→ **EXERCISE DETAILS**: Look through the data below and say how many of its lines contain "code", adding nothing else.

→ **DATA SUPPLIED**:
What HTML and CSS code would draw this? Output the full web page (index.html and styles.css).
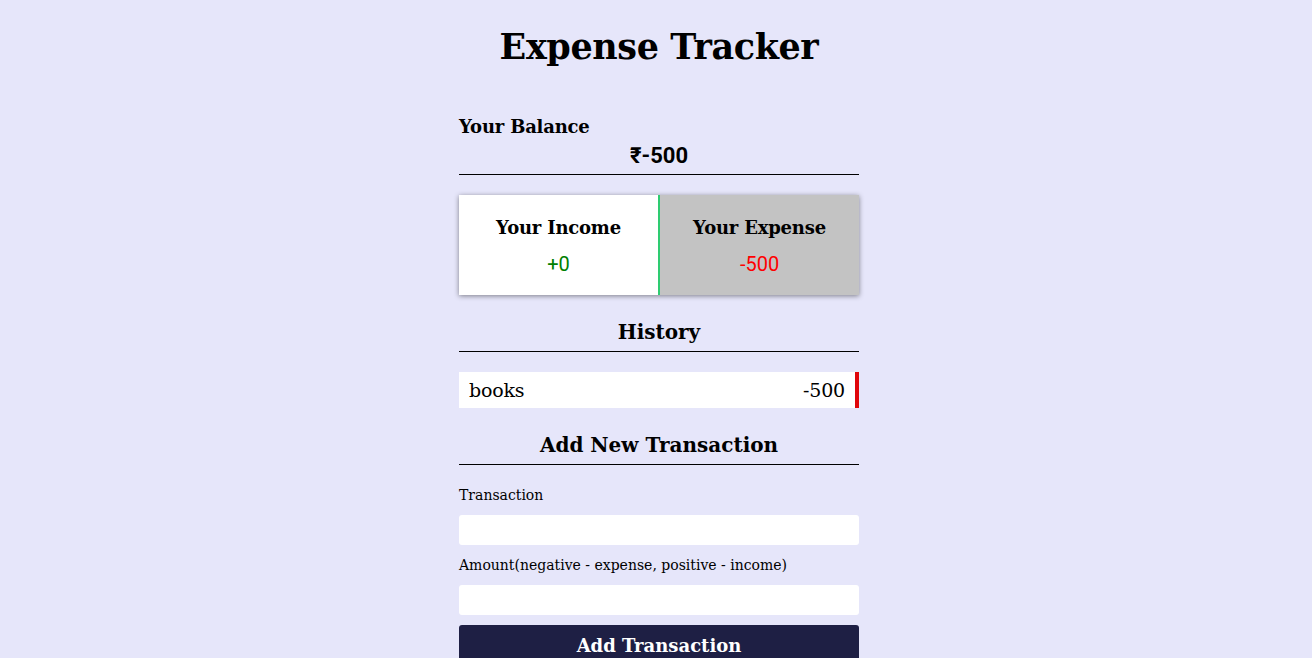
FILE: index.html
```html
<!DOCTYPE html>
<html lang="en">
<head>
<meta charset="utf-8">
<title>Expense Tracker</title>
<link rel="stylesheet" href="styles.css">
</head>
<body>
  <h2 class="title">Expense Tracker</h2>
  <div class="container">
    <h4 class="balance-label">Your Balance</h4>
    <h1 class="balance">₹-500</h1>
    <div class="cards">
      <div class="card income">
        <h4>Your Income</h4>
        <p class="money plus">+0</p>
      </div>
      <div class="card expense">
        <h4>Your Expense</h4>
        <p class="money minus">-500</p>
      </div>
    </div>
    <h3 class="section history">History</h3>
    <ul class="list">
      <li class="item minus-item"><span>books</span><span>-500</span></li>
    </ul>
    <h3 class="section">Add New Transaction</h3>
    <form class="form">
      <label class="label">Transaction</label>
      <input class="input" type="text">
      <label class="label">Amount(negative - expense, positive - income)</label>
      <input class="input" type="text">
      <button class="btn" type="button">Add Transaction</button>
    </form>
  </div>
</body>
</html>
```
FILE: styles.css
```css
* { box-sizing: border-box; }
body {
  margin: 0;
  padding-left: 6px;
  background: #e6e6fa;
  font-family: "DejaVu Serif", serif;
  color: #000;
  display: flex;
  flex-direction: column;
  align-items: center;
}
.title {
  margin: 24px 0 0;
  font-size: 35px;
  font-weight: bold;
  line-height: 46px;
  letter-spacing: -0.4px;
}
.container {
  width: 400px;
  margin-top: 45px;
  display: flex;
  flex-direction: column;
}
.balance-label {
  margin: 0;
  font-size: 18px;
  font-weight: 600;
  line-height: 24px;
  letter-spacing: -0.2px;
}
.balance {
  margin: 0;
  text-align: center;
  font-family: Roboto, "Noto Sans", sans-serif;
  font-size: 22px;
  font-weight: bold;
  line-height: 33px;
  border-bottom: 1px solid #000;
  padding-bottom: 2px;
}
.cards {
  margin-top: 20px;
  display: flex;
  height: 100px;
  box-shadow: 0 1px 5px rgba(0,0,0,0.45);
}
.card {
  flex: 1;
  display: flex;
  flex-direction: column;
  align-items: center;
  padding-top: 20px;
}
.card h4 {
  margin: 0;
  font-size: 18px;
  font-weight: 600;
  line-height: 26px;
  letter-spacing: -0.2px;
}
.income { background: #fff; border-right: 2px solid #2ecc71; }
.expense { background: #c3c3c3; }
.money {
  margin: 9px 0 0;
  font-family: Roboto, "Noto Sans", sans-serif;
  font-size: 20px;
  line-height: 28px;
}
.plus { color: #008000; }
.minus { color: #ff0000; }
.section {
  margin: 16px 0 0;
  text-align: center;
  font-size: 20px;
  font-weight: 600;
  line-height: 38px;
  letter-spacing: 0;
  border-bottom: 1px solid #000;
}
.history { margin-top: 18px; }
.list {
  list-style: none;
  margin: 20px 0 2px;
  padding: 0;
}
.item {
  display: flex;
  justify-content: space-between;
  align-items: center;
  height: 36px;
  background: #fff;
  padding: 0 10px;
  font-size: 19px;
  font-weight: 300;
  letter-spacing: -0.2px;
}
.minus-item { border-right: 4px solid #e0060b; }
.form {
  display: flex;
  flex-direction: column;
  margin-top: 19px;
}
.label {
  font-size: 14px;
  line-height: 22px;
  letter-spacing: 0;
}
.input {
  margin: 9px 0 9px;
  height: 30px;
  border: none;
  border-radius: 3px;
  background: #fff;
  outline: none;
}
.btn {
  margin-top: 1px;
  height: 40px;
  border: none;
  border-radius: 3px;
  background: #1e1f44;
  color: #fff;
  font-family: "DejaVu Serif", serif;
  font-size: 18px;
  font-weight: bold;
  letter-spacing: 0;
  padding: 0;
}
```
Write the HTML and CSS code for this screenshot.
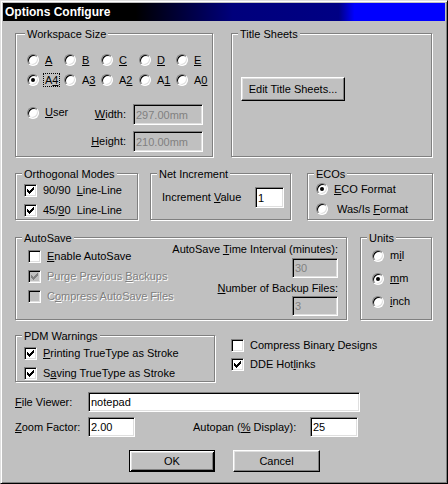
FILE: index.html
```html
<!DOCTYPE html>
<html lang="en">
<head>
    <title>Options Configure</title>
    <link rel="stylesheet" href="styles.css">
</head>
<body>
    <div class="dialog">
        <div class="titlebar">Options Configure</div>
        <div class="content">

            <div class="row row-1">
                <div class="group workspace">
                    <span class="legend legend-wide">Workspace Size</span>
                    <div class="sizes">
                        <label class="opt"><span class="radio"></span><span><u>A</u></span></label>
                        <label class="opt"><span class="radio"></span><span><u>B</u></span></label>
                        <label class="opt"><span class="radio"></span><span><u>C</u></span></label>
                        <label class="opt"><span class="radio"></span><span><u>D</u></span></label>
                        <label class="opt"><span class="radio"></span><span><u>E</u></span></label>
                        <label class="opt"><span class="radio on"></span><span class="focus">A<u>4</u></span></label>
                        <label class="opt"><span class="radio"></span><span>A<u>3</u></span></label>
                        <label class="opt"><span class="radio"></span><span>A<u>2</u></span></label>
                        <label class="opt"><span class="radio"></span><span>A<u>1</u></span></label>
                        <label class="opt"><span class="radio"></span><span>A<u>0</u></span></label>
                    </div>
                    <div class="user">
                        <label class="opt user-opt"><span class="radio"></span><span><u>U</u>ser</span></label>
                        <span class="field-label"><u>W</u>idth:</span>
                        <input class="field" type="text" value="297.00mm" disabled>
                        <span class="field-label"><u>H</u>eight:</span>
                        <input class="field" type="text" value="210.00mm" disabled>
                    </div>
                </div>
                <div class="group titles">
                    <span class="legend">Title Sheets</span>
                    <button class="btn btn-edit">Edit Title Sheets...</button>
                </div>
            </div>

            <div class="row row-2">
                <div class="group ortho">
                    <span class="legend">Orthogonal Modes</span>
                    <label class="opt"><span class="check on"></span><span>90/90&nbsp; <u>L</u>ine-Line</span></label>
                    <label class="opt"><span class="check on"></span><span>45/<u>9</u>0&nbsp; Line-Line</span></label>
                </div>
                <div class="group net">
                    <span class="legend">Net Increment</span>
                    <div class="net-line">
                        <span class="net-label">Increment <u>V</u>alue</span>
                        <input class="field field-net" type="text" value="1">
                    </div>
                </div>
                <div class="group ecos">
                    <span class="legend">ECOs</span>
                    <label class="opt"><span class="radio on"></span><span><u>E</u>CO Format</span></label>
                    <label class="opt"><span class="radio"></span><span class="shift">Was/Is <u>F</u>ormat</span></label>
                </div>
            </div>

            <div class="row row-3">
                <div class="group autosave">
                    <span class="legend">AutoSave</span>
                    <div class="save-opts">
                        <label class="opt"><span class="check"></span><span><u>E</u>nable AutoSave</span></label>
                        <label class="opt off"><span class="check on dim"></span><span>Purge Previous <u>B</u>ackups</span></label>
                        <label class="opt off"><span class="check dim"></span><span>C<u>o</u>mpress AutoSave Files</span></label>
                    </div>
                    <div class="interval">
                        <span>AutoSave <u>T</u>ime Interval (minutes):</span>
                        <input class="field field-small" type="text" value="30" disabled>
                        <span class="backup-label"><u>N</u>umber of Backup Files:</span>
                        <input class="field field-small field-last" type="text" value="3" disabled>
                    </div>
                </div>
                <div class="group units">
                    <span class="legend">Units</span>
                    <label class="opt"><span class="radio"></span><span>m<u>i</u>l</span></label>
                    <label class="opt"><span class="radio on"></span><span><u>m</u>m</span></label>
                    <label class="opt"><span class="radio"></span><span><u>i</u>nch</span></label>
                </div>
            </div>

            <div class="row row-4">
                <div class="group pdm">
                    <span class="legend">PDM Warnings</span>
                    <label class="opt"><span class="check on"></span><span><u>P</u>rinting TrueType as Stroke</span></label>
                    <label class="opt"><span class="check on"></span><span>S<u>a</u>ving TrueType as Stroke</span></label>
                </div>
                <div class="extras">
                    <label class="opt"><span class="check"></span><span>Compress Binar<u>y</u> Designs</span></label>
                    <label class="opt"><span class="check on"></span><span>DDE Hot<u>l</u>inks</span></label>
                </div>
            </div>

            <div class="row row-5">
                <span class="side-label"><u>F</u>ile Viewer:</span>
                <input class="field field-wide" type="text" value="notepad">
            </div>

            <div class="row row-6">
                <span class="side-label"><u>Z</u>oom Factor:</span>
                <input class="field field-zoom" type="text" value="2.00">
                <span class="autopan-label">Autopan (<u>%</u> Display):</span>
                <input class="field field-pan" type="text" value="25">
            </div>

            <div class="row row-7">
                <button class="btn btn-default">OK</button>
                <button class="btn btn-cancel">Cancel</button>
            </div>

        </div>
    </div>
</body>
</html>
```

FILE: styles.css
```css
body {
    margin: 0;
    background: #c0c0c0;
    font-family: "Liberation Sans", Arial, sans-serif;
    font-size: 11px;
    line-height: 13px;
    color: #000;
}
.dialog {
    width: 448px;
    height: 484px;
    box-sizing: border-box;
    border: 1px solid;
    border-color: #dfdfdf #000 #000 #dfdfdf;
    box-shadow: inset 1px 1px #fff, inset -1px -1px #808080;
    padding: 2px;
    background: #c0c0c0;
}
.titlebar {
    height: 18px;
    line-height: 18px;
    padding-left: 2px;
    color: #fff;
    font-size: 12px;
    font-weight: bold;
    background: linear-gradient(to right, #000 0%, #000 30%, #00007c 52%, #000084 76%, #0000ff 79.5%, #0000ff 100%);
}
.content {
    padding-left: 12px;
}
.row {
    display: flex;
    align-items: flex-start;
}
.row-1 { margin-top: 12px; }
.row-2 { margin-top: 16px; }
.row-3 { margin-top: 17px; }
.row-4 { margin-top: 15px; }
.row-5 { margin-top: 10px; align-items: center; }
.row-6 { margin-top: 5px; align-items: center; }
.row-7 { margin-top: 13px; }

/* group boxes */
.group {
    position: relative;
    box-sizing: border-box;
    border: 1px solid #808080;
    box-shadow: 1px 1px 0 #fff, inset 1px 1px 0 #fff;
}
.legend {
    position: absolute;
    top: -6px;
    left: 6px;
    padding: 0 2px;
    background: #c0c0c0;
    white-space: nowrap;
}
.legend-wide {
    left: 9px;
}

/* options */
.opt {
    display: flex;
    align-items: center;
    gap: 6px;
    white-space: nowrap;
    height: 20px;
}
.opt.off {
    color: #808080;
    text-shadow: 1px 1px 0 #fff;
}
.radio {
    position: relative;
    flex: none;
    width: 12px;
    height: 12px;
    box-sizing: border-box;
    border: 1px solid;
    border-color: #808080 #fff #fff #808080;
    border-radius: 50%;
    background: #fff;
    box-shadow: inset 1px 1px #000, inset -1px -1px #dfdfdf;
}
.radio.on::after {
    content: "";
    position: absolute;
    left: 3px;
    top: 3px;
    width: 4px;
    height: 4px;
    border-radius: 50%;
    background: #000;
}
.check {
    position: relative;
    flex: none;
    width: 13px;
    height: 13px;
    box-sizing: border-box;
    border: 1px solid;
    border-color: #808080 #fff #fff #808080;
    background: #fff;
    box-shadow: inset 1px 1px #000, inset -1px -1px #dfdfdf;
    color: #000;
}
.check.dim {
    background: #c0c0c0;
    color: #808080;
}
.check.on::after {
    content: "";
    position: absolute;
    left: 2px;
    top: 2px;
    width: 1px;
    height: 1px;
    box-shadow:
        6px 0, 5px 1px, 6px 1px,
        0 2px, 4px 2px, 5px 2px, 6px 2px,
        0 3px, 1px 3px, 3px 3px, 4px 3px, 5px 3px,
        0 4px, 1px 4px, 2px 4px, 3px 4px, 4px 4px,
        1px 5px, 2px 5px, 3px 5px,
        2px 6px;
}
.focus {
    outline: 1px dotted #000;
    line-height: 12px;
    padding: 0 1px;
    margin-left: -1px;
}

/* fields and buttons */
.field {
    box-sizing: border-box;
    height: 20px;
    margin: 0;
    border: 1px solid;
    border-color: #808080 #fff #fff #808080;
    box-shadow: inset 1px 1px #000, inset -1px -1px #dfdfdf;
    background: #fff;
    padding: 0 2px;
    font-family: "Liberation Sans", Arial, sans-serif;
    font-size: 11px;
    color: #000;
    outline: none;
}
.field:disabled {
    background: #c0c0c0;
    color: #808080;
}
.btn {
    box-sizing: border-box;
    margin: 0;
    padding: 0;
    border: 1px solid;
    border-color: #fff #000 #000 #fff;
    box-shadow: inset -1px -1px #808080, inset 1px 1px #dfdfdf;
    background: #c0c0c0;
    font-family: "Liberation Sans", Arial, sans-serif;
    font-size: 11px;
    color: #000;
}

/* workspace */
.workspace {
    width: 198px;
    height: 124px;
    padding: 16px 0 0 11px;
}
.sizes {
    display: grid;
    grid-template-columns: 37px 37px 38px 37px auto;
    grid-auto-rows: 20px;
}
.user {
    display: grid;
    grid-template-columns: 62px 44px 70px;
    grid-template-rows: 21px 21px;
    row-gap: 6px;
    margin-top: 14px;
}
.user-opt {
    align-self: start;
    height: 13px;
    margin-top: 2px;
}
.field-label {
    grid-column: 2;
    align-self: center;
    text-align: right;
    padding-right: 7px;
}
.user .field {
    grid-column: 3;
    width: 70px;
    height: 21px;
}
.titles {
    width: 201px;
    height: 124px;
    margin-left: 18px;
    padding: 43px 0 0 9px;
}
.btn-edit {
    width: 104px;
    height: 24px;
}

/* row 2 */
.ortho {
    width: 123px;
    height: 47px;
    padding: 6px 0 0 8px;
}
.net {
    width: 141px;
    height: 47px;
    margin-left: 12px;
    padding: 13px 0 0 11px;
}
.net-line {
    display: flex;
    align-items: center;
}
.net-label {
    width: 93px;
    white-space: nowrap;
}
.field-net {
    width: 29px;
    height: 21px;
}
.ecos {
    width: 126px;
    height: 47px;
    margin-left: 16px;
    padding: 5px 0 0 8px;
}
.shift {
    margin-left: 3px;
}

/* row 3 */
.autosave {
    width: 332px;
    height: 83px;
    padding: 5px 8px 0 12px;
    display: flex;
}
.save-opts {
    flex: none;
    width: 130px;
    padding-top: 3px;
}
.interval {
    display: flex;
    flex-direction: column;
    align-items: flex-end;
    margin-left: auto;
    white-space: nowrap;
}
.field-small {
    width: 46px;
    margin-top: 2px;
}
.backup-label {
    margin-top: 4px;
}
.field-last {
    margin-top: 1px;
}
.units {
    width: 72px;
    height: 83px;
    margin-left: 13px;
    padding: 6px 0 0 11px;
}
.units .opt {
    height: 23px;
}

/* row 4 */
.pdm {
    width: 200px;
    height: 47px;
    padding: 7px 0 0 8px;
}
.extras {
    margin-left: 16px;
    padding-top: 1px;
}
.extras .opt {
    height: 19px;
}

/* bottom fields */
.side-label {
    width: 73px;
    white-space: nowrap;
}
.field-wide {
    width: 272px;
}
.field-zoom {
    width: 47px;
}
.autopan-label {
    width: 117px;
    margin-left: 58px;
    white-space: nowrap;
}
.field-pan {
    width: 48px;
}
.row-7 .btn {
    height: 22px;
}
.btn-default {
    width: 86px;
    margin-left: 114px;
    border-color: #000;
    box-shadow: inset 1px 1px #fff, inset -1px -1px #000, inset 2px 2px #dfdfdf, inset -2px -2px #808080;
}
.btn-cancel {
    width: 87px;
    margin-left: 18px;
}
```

→ **ANSWER FOR THIS EXERCISE**: 2